Tenía la vista borrosa, si me tapaba el ojo sano no podía distinguir nítidamente cualquier cosa que estuviera a más de un metro de distancia. Apagué la tele e intenté dormir. Llevaba una hora de sueño cuando una puntada bajo el párpado me despertó sobresaltada y llorando (lo cual empeoraba mi situación). Aguardé a que fuera una hora prudente para ir a la policlínica de salud pública más cercana (30 cuadras más o menos). Esa mañana llovía, estaba gris. Mejor, mi ojo no hubiera soportado un corrosivo rayo de sol. A propósito del ojo, a esas alturas estaba hinchado, chiquito, lloroso y con un intenso dolor que me perforaba la retina. Luego de preguntar a varios lugareños llegué, por fin, al centro asistencial público. Mejor que no te venga un ataque de apendicitis en La Floresta, mientras los funcionarios revisan la lista y deliberan cuánto tienen que cobrarte, probablemente mueras de una peritonitis aguda. O sea, daba lo mismo mi ojo (que a estas alturas seguro ya generaba lástima) que un abrojo clavado en el talón. “La consulta te sale 410 pesos” me dijo una enfermera de la que ya empezaba a sospechar.

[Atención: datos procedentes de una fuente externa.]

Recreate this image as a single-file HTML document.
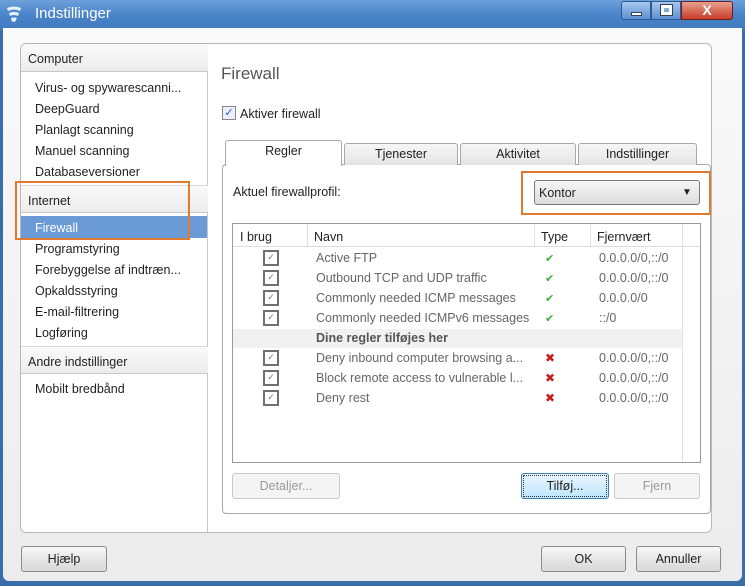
<!DOCTYPE html>
<html><head><meta charset="utf-8"><style>
*{box-sizing:border-box;margin:0;padding:0}
body{width:745px;height:586px;overflow:hidden;font-family:"Liberation Sans","DejaVu Sans",sans-serif;font-size:12.5px;color:#222;background:#3b6ea8;position:relative}
.a{position:absolute}
#title{left:0;top:0;width:745px;height:30px;background:linear-gradient(#6ea0dc,#4a84c8 50%,#3f79c0);color:#fff;font-size:15px}
#client{left:3px;top:28px;width:739px;height:553px;background:linear-gradient(#fafafa,#ececec);border-radius:0 0 6px 6px}
#panel{left:20px;top:43px;width:692px;height:490px;background:#fff;border:1px solid #b8b8b8;border-radius:6px}
.hdr{background:linear-gradient(#fafafa,#ececec);border-bottom:1px solid #c8c8c8;border-top:1px solid #d8d8d8;height:28px;padding:8px 0 0 7px;width:187px;left:21px}
.it{left:35px}
.btn{border:1px solid #8a8a8a;border-radius:3px;background:linear-gradient(#f8f8f8,#e6e6e6 50%,#d8d8d8);text-align:center;line-height:25px;height:26px}
.dis{border-color:#c8c8c8;color:#999;background:#f4f4f4}
.tab{border:1px solid #a8a8a8;border-bottom:none;border-radius:3px 3px 0 0;background:linear-gradient(#f6f6f6,#e4e4e4);text-align:center;height:22px;line-height:20px;top:143px}
.cb{width:16px;height:16px;border:2px solid #707070;background:#fff;font-size:9px;color:#777;text-align:center;line-height:11px;left:263px}
.nm{left:316px;color:#666}
.ip{left:599px;color:#666;font-size:12.5px}
.ok{left:545px;color:#3bb03b;font-size:11px}
.x{left:545px;color:#c02020;font-weight:bold;font-size:12px}
.or{border:2px solid #e07a30}
</style></head><body>
<div id="title" class="a">
 <svg class="a" style="left:6px;top:6px" width="16" height="18" viewBox="0 0 16 18"><path d="M1 2 Q8 -1 15 2 L14 5 Q8 2 2 5Z M3 7 Q8 5 13 7 L12 10 Q8 8 4 10Z M5 12 Q8 11 11 12 L9 16 Q7 15 6 16Z" fill="#e8f0fa"/></svg>
 <div class="a" style="left:35px;top:5px">Indstillinger</div>
 <div class="a" style="left:621px;top:1px;width:30px;height:19px;border:1px solid #2d5a90;border-radius:3px 0 0 3px;background:linear-gradient(#a8c8ee,#5d8fd0)"><div class="a" style="left:9px;top:10px;width:11px;height:4px;background:#fff;border:1px solid #345"></div></div>
 <div class="a" style="left:651px;top:1px;width:30px;height:19px;border:1px solid #2d5a90;background:linear-gradient(#a8c8ee,#5d8fd0)"><div class="a" style="left:9px;top:3px;width:11px;height:10px;border:3px solid #fff;outline:1px solid #345"></div></div>
 <div class="a" style="left:681px;top:1px;width:52px;height:19px;border:1px solid #6a2020;border-radius:0 3px 3px 0;background:linear-gradient(#e8a090,#c83c28);color:#fff;font-weight:bold;text-align:center;line-height:17px;font-size:14px">X</div>
</div>
<div id="client" class="a"></div>
<div id="panel" class="a"></div>
<div class="a" style="left:207px;top:44px;width:1px;height:488px;background:#c8c8c8"></div>
<div class="a hdr" style="top:44px;border-top:none;border-radius:5px 0 0 0">Computer</div>
<div class="a it" style="top:81px">Virus- og spywarescanni...</div>
<div class="a it" style="top:102px">DeepGuard</div>
<div class="a it" style="top:123px">Planlagt scanning</div>
<div class="a it" style="top:144px">Manuel scanning</div>
<div class="a it" style="top:165px">Databaseversioner</div>
<div class="a hdr" style="top:185px">Internet</div>
<div class="a" style="left:21px;top:216px;width:186px;height:22px;background:#6b9bd6"></div>
<div class="a it" style="top:221px;color:#fff">Firewall</div>
<div class="a it" style="top:242px">Programstyring</div>
<div class="a it" style="top:263px">Forebyggelse af indtræn...</div>
<div class="a it" style="top:284px">Opkaldsstyring</div>
<div class="a it" style="top:305px">E-mail-filtrering</div>
<div class="a it" style="top:326px">Logføring</div>
<div class="a hdr" style="top:346px">Andre indstillinger</div>
<div class="a it" style="top:382px">Mobilt bredbånd</div>
<div class="a or" style="left:15px;top:181px;width:175px;height:59px"></div>

<div class="a" style="left:221px;top:64px;font-size:17px;color:#555">Firewall</div>
<div class="a" style="left:222px;top:106px;width:14px;height:14px;border:1px solid #888;background:#eef;color:#2a5ea8;font-size:11px;line-height:12px;text-align:center;font-weight:bold">✓</div>
<div class="a" style="left:240px;top:107px">Aktiver firewall</div>

<div class="a" style="left:222px;top:164px;width:489px;height:350px;border:1px solid #a8a8a8;border-radius:4px;background:#fff"></div>
<div class="a tab" style="left:344px;width:114px">Tjenester</div>
<div class="a tab" style="left:460px;width:116px">Aktivitet</div>
<div class="a tab" style="left:578px;width:119px">Indstillinger</div>
<div class="a tab" style="left:225px;top:140px;width:117px;height:26px;background:#fff">Regler</div>
<div class="a" style="left:233px;top:185px">Aktuel firewallprofil:</div>
<div class="a" style="left:534px;top:180px;width:166px;height:25px;border:1px solid #7a7a7a;border-radius:3px;background:linear-gradient(#f6f6f6,#dcdcdc)"><span class="a" style="left:4px;top:5px">Kontor</span><span class="a" style="left:147px;top:6px;font-size:10px">▼</span></div>
<div class="a or" style="left:521px;top:171px;width:190px;height:44px"></div>

<div class="a" style="left:232px;top:223px;width:469px;height:240px;border:1px solid #9a9a9a;background:#fff"></div>
<div class="a" style="left:233px;top:224px;width:467px;height:23px;border-bottom:1px solid #ddd"></div>
<div class="a" style="left:307px;top:224px;width:1px;height:22px;background:#e0e0e0"></div>
<div class="a" style="left:534px;top:224px;width:1px;height:22px;background:#e0e0e0"></div>
<div class="a" style="left:590px;top:224px;width:1px;height:22px;background:#e0e0e0"></div>
<div class="a" style="left:682px;top:224px;width:1px;height:238px;background:#e0e0e0"></div>
<div class="a" style="left:240px;top:230px">I brug</div>
<div class="a" style="left:314px;top:230px">Navn</div>
<div class="a" style="left:541px;top:230px">Type</div>
<div class="a" style="left:597px;top:230px">Fjernvært</div>

<div class="a cb" style="top:250px">✓</div><div class="a nm" style="top:251px">Active FTP</div><div class="a ok" style="top:252px">✔</div><div class="a ip" style="top:251px">0.0.0.0/0,::/0</div>
<div class="a cb" style="top:270px">✓</div><div class="a nm" style="top:271px">Outbound TCP and UDP traffic</div><div class="a ok" style="top:272px">✔</div><div class="a ip" style="top:271px">0.0.0.0/0,::/0</div>
<div class="a cb" style="top:290px">✓</div><div class="a nm" style="top:291px">Commonly needed ICMP messages</div><div class="a ok" style="top:292px">✔</div><div class="a ip" style="top:291px">0.0.0.0/0</div>
<div class="a cb" style="top:310px">✓</div><div class="a nm" style="top:311px">Commonly needed ICMPv6 messages</div><div class="a ok" style="top:312px">✔</div><div class="a ip" style="top:311px">::/0</div>
<div class="a" style="left:233px;top:329px;width:449px;height:19px;background:#f1f1f1"></div>
<div class="a" style="left:316px;top:331px;font-weight:bold;color:#555">Dine regler tilføjes her</div>
<div class="a cb" style="top:350px">✓</div><div class="a nm" style="top:351px">Deny inbound computer browsing a...</div><div class="a x" style="top:351px">✖</div><div class="a ip" style="top:351px">0.0.0.0/0,::/0</div>
<div class="a cb" style="top:370px">✓</div><div class="a nm" style="top:371px">Block remote access to vulnerable l...</div><div class="a x" style="top:371px">✖</div><div class="a ip" style="top:371px">0.0.0.0/0,::/0</div>
<div class="a cb" style="top:390px">✓</div><div class="a nm" style="top:391px">Deny rest</div><div class="a x" style="top:391px">✖</div><div class="a ip" style="top:391px">0.0.0.0/0,::/0</div>

<div class="a btn dis" style="left:232px;top:473px;width:108px">Detaljer...</div>
<div class="a btn" style="left:521px;top:473px;width:88px;border-color:#3c7fb1;background:linear-gradient(#eaf6fd,#bee6fd);outline:1px dotted #333;outline-offset:-3px">Tilføj...</div>
<div class="a btn dis" style="left:614px;top:473px;width:86px">Fjern</div>

<div class="a btn" style="left:21px;top:546px;width:86px">Hjælp</div>
<div class="a btn" style="left:541px;top:546px;width:85px">OK</div>
<div class="a btn" style="left:636px;top:546px;width:85px">Annuller</div>
</body></html>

Estaba tan aturdida por el dolor que acepté la propuesta mientras pensaba “cualquier cosa mientras me curen este dolor insoportable”. Cuando de pronto consideré que por menos de esa plata me volvía a Montevideo, me atendía en mi asistencia médica y seguro me veía un oculista. Eso fue lo que hicimos mi acompañante y yo.

En la sala de espera sentía todas las miradas sobre mi jodido ojo. En un gesto de solidaridad inusitada un señora propuso que yo debía pasar antes que todos los demás porque lo mío era urgente. El pibe que estaba por pasar no tuvo otro remedio que cederme su lugar. Las estampitas con su cara vienen camino de la imprenta. “Tenés una úlcera en la córnea” me dijo la doctora sin ningún tipo de prurito. Para quien nunca tuvo un problema en la vista el juicio me asustó un poco.
Salí del consultorio con una venda que me tapaba la mitad de la cara. Y ahí, despacito por el corredor no podía soportar todos esos ojos puestos en mí. En la puerta del sanatorio un par de niños que vieron mi estado se escondieron asustados detrás de las piernas de sus padres. Me daba rabia e impotencia y maldije mi mala suerte por haber quebrantado mis vacaciones de esa forma. Debía quedarme una noche en Montevideo para volver a que me revisaran al día siguiente. Así fue, otra vez mi cara vendada recorriendo ese corredor. Salí del consultorio con el ojo “como nuevo” aunque reconozco que me sentí una bailarina en la oscuridad cuando en el test visual confundí un 7 con un 4, número que tiré al azar después de haberme equivocado. Era un cuatro efectivamente.

Volví el 10 a las dos de la tarde. En el ómnibus parpadeaba y era conciente de que lo hacía. Fue una sensación rara.
El ojo me dolió un poco cuando empecé a leer “Trópico de cáncer”. Los efectos secundarios son culpa de Bruguera.